DATASET EXTRACT:
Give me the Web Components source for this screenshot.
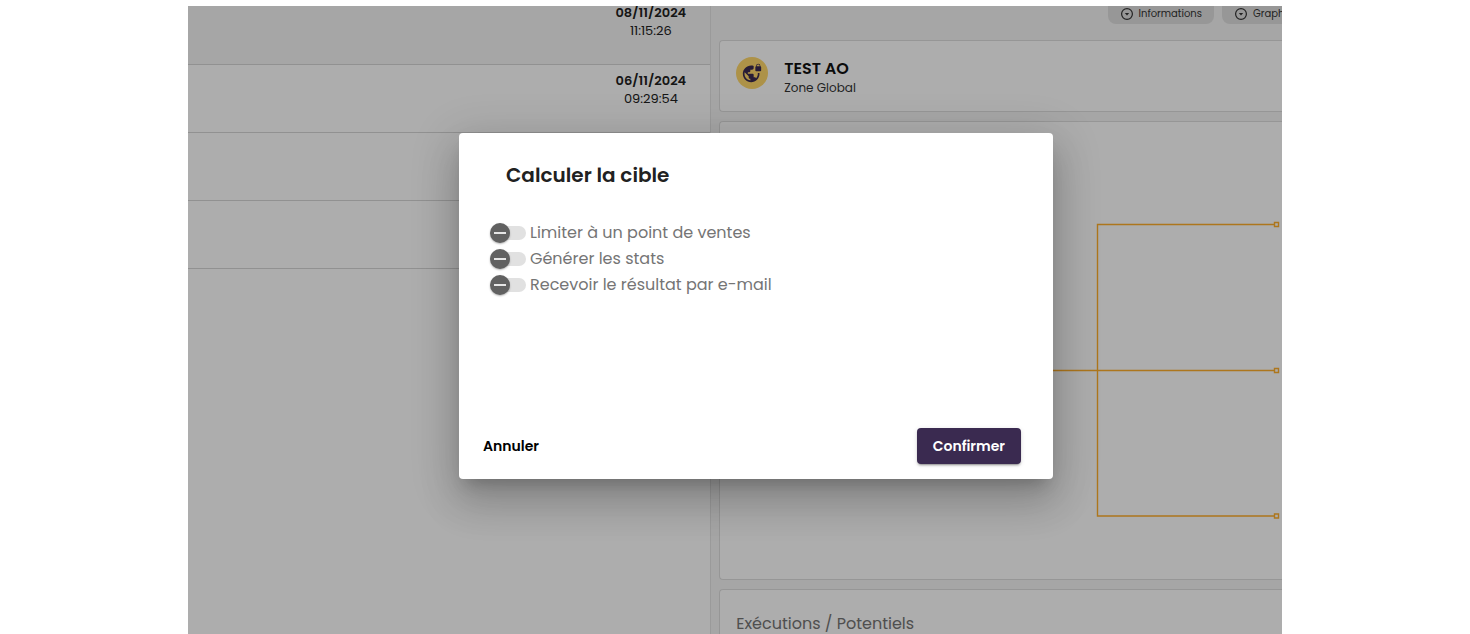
<!DOCTYPE html>
<html lang="fr">
<head>
<meta charset="UTF-8">
<meta name="viewport" content="width=device-width, initial-scale=1">
<title>Calculer la cible</title>
<style>
  body {
    margin: 0;
    background: #fff;
    font-family: Poppins, Inter, "Liberation Sans", sans-serif;
    color: #212121;
  }
</style>
</head>
<body>
<app-shell>
  <history-list slot="list">
    <history-row date="08/11/2024" time="11:15:26" selected></history-row>
    <history-row date="06/11/2024" time="09:29:54"></history-row>
    <history-row></history-row>
    <history-row></history-row>
  </history-list>

  <target-panel slot="detail">
    <chip-button slot="chips">Informations</chip-button>
    <chip-button slot="chips" cut>Graph</chip-button>
    <zone-header slot="header" name="TEST AO" zone="Zone Global"></zone-header>
    <flow-diagram slot="diagram"></flow-diagram>
    <span slot="stats">Exécutions / Potentiels</span>
  </target-panel>

  <confirm-dialog slot="dialog" heading="Calculer la cible">
    <toggle-option>Limiter à un point de ventes</toggle-option>
    <toggle-option>Générer les stats</toggle-option>
    <toggle-option>Recevoir le résultat par e-mail</toggle-option>
  </confirm-dialog>
</app-shell>

<script>
class AppShell extends HTMLElement {
  constructor() {
    super();
    this.attachShadow({ mode: 'open' });
    this.shadowRoot.innerHTML = `
      <style>
        :host {
          display: block;
          box-sizing: border-box;
          height: 100vh;
          padding: 6px 188px 0;
        }

        .app {
          position: relative;
          height: 100%;
          display: grid;
          grid-template-columns: minmax(0, 11fr) minmax(0, 12fr);
          grid-template-rows: minmax(0, 1fr);
          overflow: hidden;
        }

        .backdrop {
          position: absolute;
          inset: 0;
          box-sizing: border-box;
          display: flex;
          align-items: center;
          justify-content: center;
          padding: 0 0 28px 42px;
          background: rgba(0, 0, 0, 0.32);
        }
      </style>
      <div class="app">
        <slot name="list"></slot>
        <slot name="detail"></slot>
        <div class="backdrop"><slot name="dialog"></slot></div>
      </div>
    `;
  }
}

class HistoryList extends HTMLElement {
  constructor() {
    super();
    this.attachShadow({ mode: 'open' });
    this.shadowRoot.innerHTML = `
      <style>
        :host {
          display: block;
          background: #fff;
          border-right: 1px solid #e4e4e4;
        }

        /* list is scrolled a little past its first row */
        .rows {
          margin-top: -9px;
        }
      </style>
      <div class="rows"><slot></slot></div>
    `;
  }
}

class HistoryRow extends HTMLElement {
  constructor() {
    super();
    this.attachShadow({ mode: 'open' });
  }

  connectedCallback() {
    const date = this.getAttribute('date') || '';
    const time = this.getAttribute('time') || '';
    this.shadowRoot.innerHTML = `
      <style>
        :host {
          display: flex;
          justify-content: flex-end;
          box-sizing: border-box;
          height: 68px;
          padding: 7px 24px 0 0;
          border-bottom: 1px solid #d6d6d6;
        }

        :host([selected]) {
          background: #f5f5f5;
        }

        .when {
          font-size: 13px;
          line-height: 18px;
          text-align: center;
        }

        .date {
          font-weight: 600;
        }
      </style>
      <div class="when">
        <div class="date">${date}</div>
        <div>${time}</div>
      </div>
    `;
  }
}

class TargetPanel extends HTMLElement {
  constructor() {
    super();
    this.attachShadow({ mode: 'open' });
    this.shadowRoot.innerHTML = `
      <style>
        :host {
          display: flex;
          flex-direction: column;
          gap: 9px;
          padding-left: 8px;
          background: #f5f5f5;
        }

        .toolbar {
          display: flex;
          justify-content: flex-end;
          gap: 8px;
          height: 25px;
        }

        .card {
          box-sizing: border-box;
          background: #fff;
          border: 1px solid #dedede;
          border-right: 0;
          border-radius: 4px 0 0 4px;
        }

        .header {
          height: 72px;
          padding: 16px;
        }

        .diagram {
          flex: 1;
          display: flex;
          align-items: center;
          justify-content: flex-end;
          padding-top: 38px;
        }

        .stats {
          height: 45px;
          padding: 22px 16px 0;
          border-bottom: 0;
          border-radius: 4px 0 0 0;
          font-size: 16px;
          line-height: 24px;
          white-space: nowrap;
          color: #757575;
        }
      </style>
      <div class="toolbar"><slot name="chips"></slot></div>
      <div class="card header"><slot name="header"></slot></div>
      <div class="card diagram"><slot name="diagram"></slot></div>
      <div class="card stats"><slot name="stats"></slot></div>
    `;
  }
}

class ChipButton extends HTMLElement {
  constructor() {
    super();
    this.attachShadow({ mode: 'open' });
    this.shadowRoot.innerHTML = `
      <style>
        :host {
          display: block;
          height: 18px;
          overflow: hidden;
          border-radius: 0 0 8px 8px;
          background: #dfdfdf;
        }

        :host([cut]) {
          flex: 0 0 60px;
          border-radius: 0 0 0 8px;
        }

        button {
          display: flex;
          align-items: center;
          gap: 5px;
          height: 16px;
          padding: 0 12px;
          border: 0;
          background: none;
          color: #333;
          font: inherit;
          font-size: 10px;
          line-height: 16px;
          white-space: nowrap;
        }

        svg {
          flex: none;
        }
      </style>
      <button type="button">
        <svg width="14" height="14" viewBox="0 0 14 14" aria-hidden="true">
          <circle cx="7" cy="7" r="5.4" fill="none" stroke="#333" stroke-width="1.2"/>
          <path d="M4.8 6h4.4L7 8.4z" fill="#333"/>
        </svg>
        <slot></slot>
      </button>
    `;
  }
}

class ZoneHeader extends HTMLElement {
  constructor() {
    super();
    this.attachShadow({ mode: 'open' });
  }

  connectedCallback() {
    this.shadowRoot.innerHTML = `
      <style>
        :host {
          display: flex;
          gap: 16px;
        }

        .badge {
          display: flex;
          align-items: center;
          justify-content: center;
          width: 32px;
          height: 32px;
          border-radius: 50%;
          background: #ffd86b;
        }

        .name {
          font-size: 16px;
          line-height: 24px;
          font-weight: 600;
          color: #111;
        }

        .zone {
          font-size: 12px;
          line-height: 14px;
          color: #333;
        }
      </style>
      <div class="badge">
        <svg width="20" height="20" viewBox="0 0 24 24" fill="#3a2a50" aria-hidden="true">
          <path d="M22 4v-.5C22 2.12 20.88 1 19.5 1S17 2.12 17 3.5V4c-.55 0-1 .45-1 1v4c0 .55.45 1 1 1h5c.55 0 1-.45 1-1V5c0-.55-.45-1-1-1zm-.8 0h-3.4v-.5c0-.94.76-1.7 1.7-1.7s1.7.76 1.7 1.7V4zm-2.28 8c.04.33.08.66.08 1 0 2.08-.8 3.97-2.1 5.39-.26-.81-1-1.39-1.9-1.39h-1v-3c0-.55-.45-1-1-1H7v-2h2c.55 0 1-.45 1-1V8h2c1.1 0 2-.9 2-2V3.46c-.95-.3-1.95-.46-3-.46C5.48 3 1 7.48 1 13s4.48 10 10 10 10-4.48 10-10c0-.34-.02-.67-.05-1h-2.03zM10 20.93c-3.95-.49-7-3.85-7-7.93 0-.62.08-1.21.21-1.79L8 16v1c0 1.1.9 2 2 2v1.93z"/>
        </svg>
      </div>
      <div>
        <div class="name">${this.getAttribute('name')}</div>
        <div class="zone">${this.getAttribute('zone')}</div>
      </div>
    `;
  }
}

class FlowDiagram extends HTMLElement {
  constructor() {
    super();
    this.attachShadow({ mode: 'open' });
    this.shadowRoot.innerHTML = `
      <style>
        :host {
          display: block;
        }

        svg {
          display: block;
        }
      </style>
      <svg width="260" height="300" viewBox="0 0 260 300" fill="none" stroke="#ffae2b" stroke-width="1.4" aria-hidden="true">
        <path d="M252 4.5H75.5V296H252M0 150.5H252"/>
        <path d="M252.5 2.5h4v4h-4zM252.5 148.5h4v4h-4zM252.5 294h4v4h-4z"/>
      </svg>
    `;
  }
}

class ToggleOption extends HTMLElement {
  constructor() {
    super();
    this.attachShadow({ mode: 'open' });
    this.shadowRoot.innerHTML = `
      <style>
        :host {
          display: block;
        }

        label {
          display: flex;
          align-items: center;
          gap: 4px;
          font-size: 16px;
          line-height: 26px;
          white-space: nowrap;
          color: #757575;
        }

        input {
          appearance: none;
          flex: none;
          width: 32px;
          height: 14px;
          margin: 0 0 0 4px;
          border-radius: 7px;
          background: #e1e1e1;
        }

        input::before {
          content: "";
          display: block;
          width: 20px;
          height: 20px;
          margin: -3px 0 0 -4px;
          border-radius: 50%;
          background: linear-gradient(#e6e6e6, #e6e6e6) center / 12px 2px no-repeat #616161;
          box-shadow: 0 1px 2px rgba(0, 0, 0, 0.3);
        }

        input:checked::before {
          margin-left: 16px;
          background-color: #3a2a50;
        }
      </style>
      <label><input type="checkbox" role="switch"><slot></slot></label>
    `;
  }
}

class ConfirmDialog extends HTMLElement {
  constructor() {
    super();
    this.attachShadow({ mode: 'open' });
  }

  connectedCallback() {
    this.shadowRoot.innerHTML = `
      <style>
        :host {
          display: flex;
          flex-direction: column;
          box-sizing: border-box;
          width: 594px;
          max-width: 100%;
          min-height: 346px;
          border-radius: 4px;
          background: #fff;
          box-shadow: 0 11px 15px -7px rgba(0, 0, 0, 0.2),
                      0 24px 38px 3px rgba(0, 0, 0, 0.14),
                      0 9px 46px 8px rgba(0, 0, 0, 0.12);
        }

        h2 {
          margin: 0;
          padding: 27px 47px 30px;
          font-size: 20px;
          line-height: 30px;
          font-weight: 600;
        }

        .options {
          flex: 1;
          padding: 0 31px;
        }

        .actions {
          display: flex;
          justify-content: space-between;
          padding: 0 32px 15px 8px;
        }

        button {
          height: 36px;
          padding: 0 16px;
          border: 0;
          border-radius: 4px;
          background: none;
          color: #000;
          font: inherit;
          font-size: 14px;
          font-weight: 600;
          cursor: pointer;
        }

        .confirm {
          background: #3a2a50;
          color: #fff;
          box-shadow: 0 3px 1px -2px rgba(0, 0, 0, 0.2),
                      0 2px 2px rgba(0, 0, 0, 0.14),
                      0 1px 5px rgba(0, 0, 0, 0.12);
        }
      </style>
      <h2>${this.getAttribute('heading')}</h2>
      <div class="options"><slot></slot></div>
      <div class="actions">
        <button type="button">Annuler</button>
        <button type="button" class="confirm">Confirmer</button>
      </div>
    `;
  }
}

customElements.define('app-shell', AppShell);
customElements.define('history-list', HistoryList);
customElements.define('history-row', HistoryRow);
customElements.define('target-panel', TargetPanel);
customElements.define('chip-button', ChipButton);
customElements.define('zone-header', ZoneHeader);
customElements.define('flow-diagram', FlowDiagram);
customElements.define('toggle-option', ToggleOption);
customElements.define('confirm-dialog', ConfirmDialog);
</script>
</body>
</html>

WHAT IS EXPECTED: Begin at the first line of the material and copy each line exactly through the one containing "</history-list>". Omit pictures.

SOLVED PROBLEM:
Give me the Web Components source for this screenshot.
<!DOCTYPE html>
<html lang="fr">
<head>
<meta charset="UTF-8">
<meta name="viewport" content="width=device-width, initial-scale=1">
<title>Calculer la cible</title>
<style>
  body {
    margin: 0;
    background: #fff;
    font-family: Poppins, Inter, "Liberation Sans", sans-serif;
    color: #212121;
  }
</style>
</head>
<body>
<app-shell>
  <history-list slot="list">
    <history-row date="08/11/2024" time="11:15:26" selected></history-row>
    <history-row date="06/11/2024" time="09:29:54"></history-row>
    <history-row></history-row>
    <history-row></history-row>
  </history-list>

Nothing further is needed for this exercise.